Source: http://www.businessinsider.com/computer-simulations-teach-themselves-to-walk-2014-1

What we have here is a computer demonstration of "flexible muscle-based locomotion for bipedal creatures," but let's out it for what it really is: a video of 3D models figuring out how to walk and mostly failing at it to chuckle-worthy results.

The hijinks begin to pick up around the 57-second mark, when the first humanoid falls over, right onto his digitized face.

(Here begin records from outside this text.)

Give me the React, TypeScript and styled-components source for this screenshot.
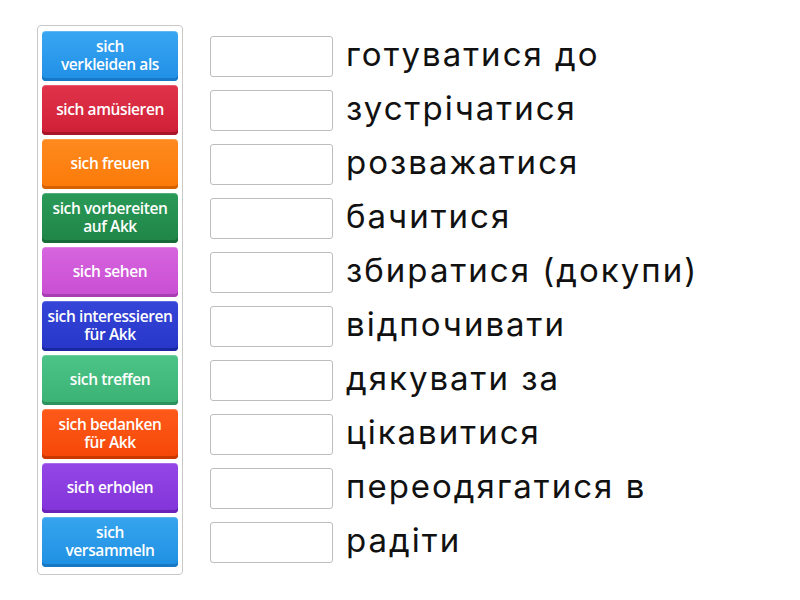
import React from "react";
import styled, { createGlobalStyle } from "styled-components";

const Global = createGlobalStyle`
  html, body { margin: 0; padding: 0; background: #ffffff; }
  body { font-family: "Open Sans", sans-serif; }
`;

const Page = styled.div`
  display: flex;
  align-items: flex-start;
  padding: 25px 0 0 37px;
`;

const Card = styled.div`
  display: flex;
  flex-direction: column;
  gap: 4px;
  width: 136px;
  padding: 5px 4px 7px 4px;
  border: 1px solid #c8c8c8;
  border-radius: 4px;
  background: #fff;
`;

const Tile = styled.div<{ $top: string; $bottom: string; $edge: string }>`
  height: 50px;
  display: flex;
  flex-direction: column;
  align-items: center;
  justify-content: center;
  text-align: center;
  box-sizing: border-box;
  padding: 0 0 3px;
  border-radius: 4px;
  background: linear-gradient(${(p) => p.$top}, ${(p) => p.$bottom});
  box-shadow: inset 0 -3px 0 ${(p) => p.$edge}, inset 0 1px 0 rgba(255,255,255,0.2);
  color: #ffffff;
  font-family: "Open Sans", sans-serif;
  font-size: 15.5px;
  font-weight: 600;
  letter-spacing: -0.4px;
  white-space: nowrap;
`;

const TileLine = styled.span`
  display: block;
  line-height: 18px;
  height: 18px;
`;

const Answers = styled.div`
  display: flex;
  flex-direction: column;
  gap: 4px;
  margin-left: 27px;
  padding-top: 6px;
`;

const Row = styled.div`
  height: 50px;
  display: flex;
  align-items: center;
  gap: 13px;
`;

const Slot = styled.div`
  width: 121px;
  height: 39px;
  border: 1px solid #bdbdbd;
  border-radius: 3px;
  background: #fff;
  flex: none;
`;

const Label = styled.span`
  font-family: "Inter", sans-serif;
  font-size: 33px;
  letter-spacing: 2px;
  color: #111;
  white-space: nowrap;
  margin-top: -4px;
`;

const tiles = [
  { t: "sich\nverkleiden als", a: "#3aa6f2", b: "#1f8fe6", e: "#1778c8" },
  { t: "sich amüsieren", a: "#e0334a", b: "#cf1f37", e: "#a8162a" },
  { t: "sich freuen", a: "#ff8a1f", b: "#fb7a08", e: "#d46200" },
  { t: "sich vorbereiten\nauf Akk", a: "#2a9a58", b: "#1f8547", e: "#166a38" },
  { t: "sich sehen", a: "#d665de", b: "#c94dd2", e: "#a83cb2" },
  { t: "sich interessieren\nfür Akk", a: "#3545d8", b: "#2636c8", e: "#1a27a0" },
  { t: "sich treffen", a: "#4cc487", b: "#3bb274", e: "#2c915c" },
  { t: "sich bedanken\nfür Akk", a: "#ff5a1a", b: "#f44708", e: "#c83800" },
  { t: "sich erholen", a: "#9446e6", b: "#8334d9", e: "#6a22b8" },
  { t: "sich\nversammeln", a: "#36a4ee", b: "#1f90e2", e: "#1778c4" },
];

const words = [
  "готуватися до",
  "зустрічатися",
  "розважатися",
  "бачитися",
  "збиратися (докупи)",
  "відпочивати",
  "дякувати за",
  "цікавитися",
  "переодягатися в",
  "радіти",
];

export default function App() {
  return (
    <>
      <Global />
      <Page>
        <Card>
          {tiles.map((x, i) => (
            <Tile key={i} $top={x.a} $bottom={x.b} $edge={x.e}>
              {x.t.split("\n").map((l, j) => (
                <TileLine key={j}>{l}</TileLine>
              ))}
            </Tile>
          ))}
        </Card>
        <Answers>
          {words.map((w, i) => (
            <Row key={i}>
              <Slot />
              <Label>{w}</Label>
            </Row>
          ))}
        </Answers>
      </Page>
    </>
  );
}
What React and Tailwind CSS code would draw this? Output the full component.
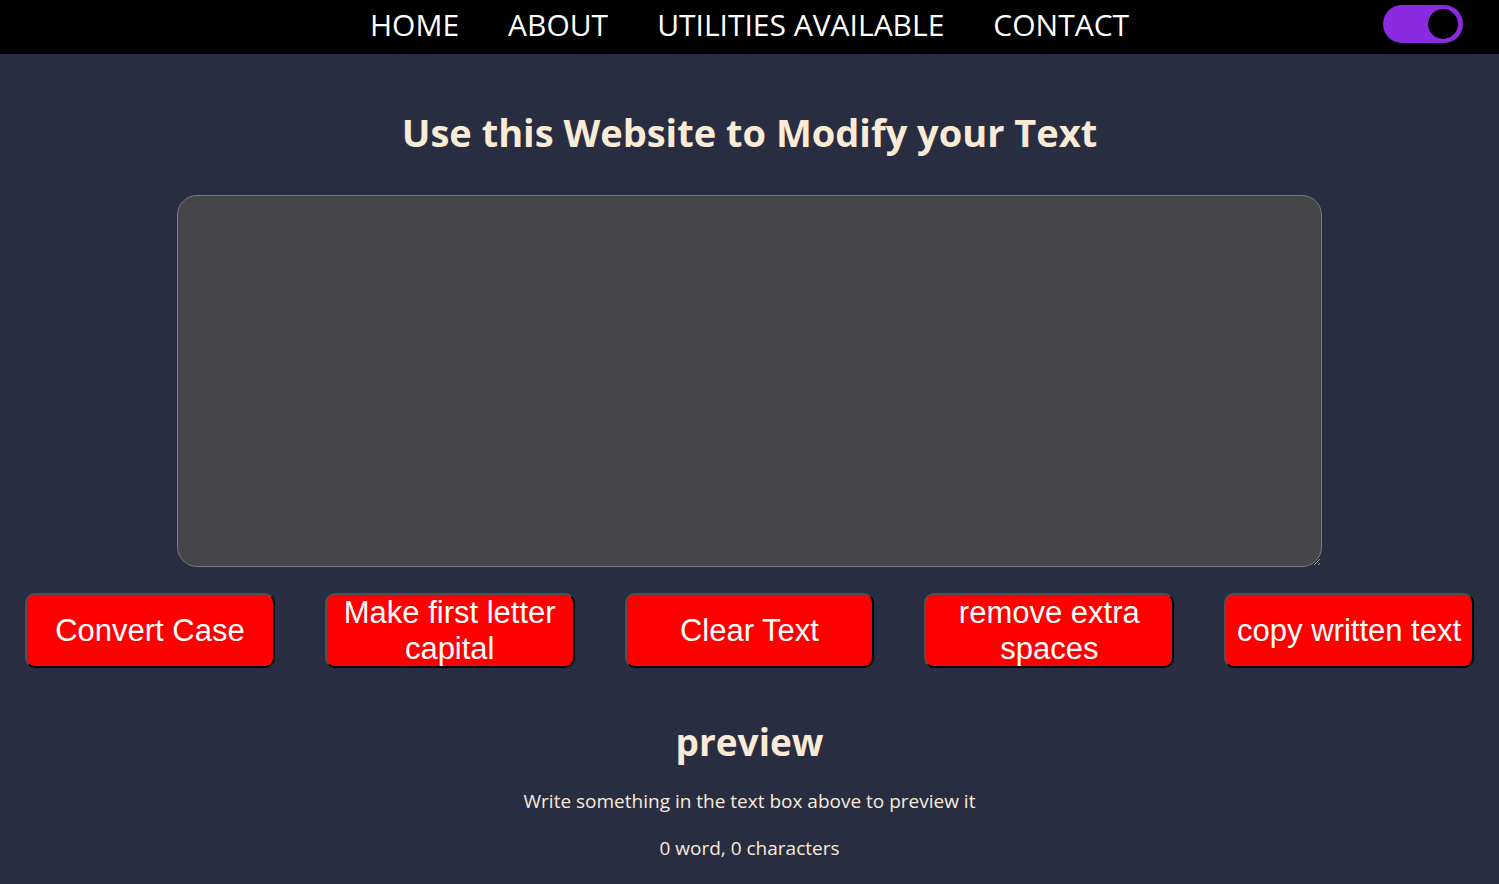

Here's the proper video description for those seeking a more formal explanation of what's going on:

We present a muscle-based control method for simulated bipeds in which both the muscle routing and control parameters are optimized. This yields a generic locomotion control method that supports a variety of bipedal creatures. All actuation forces are the result of 3D simulated muscles, and a model of neural delay is included for all feedback paths. As a result, our controllers generate torque patterns that incorporate biomechanical constraints. The synthesized controllers find different gaits based on target speed, can cope with uneven terrain and external perturbations, and can steer to target directions.

As future generations "evolve" inside the software and gain a better understanding of their "bodies," the bumbling simulated creatures tend to get things worked out. But most of those early ones just didn't have a clue.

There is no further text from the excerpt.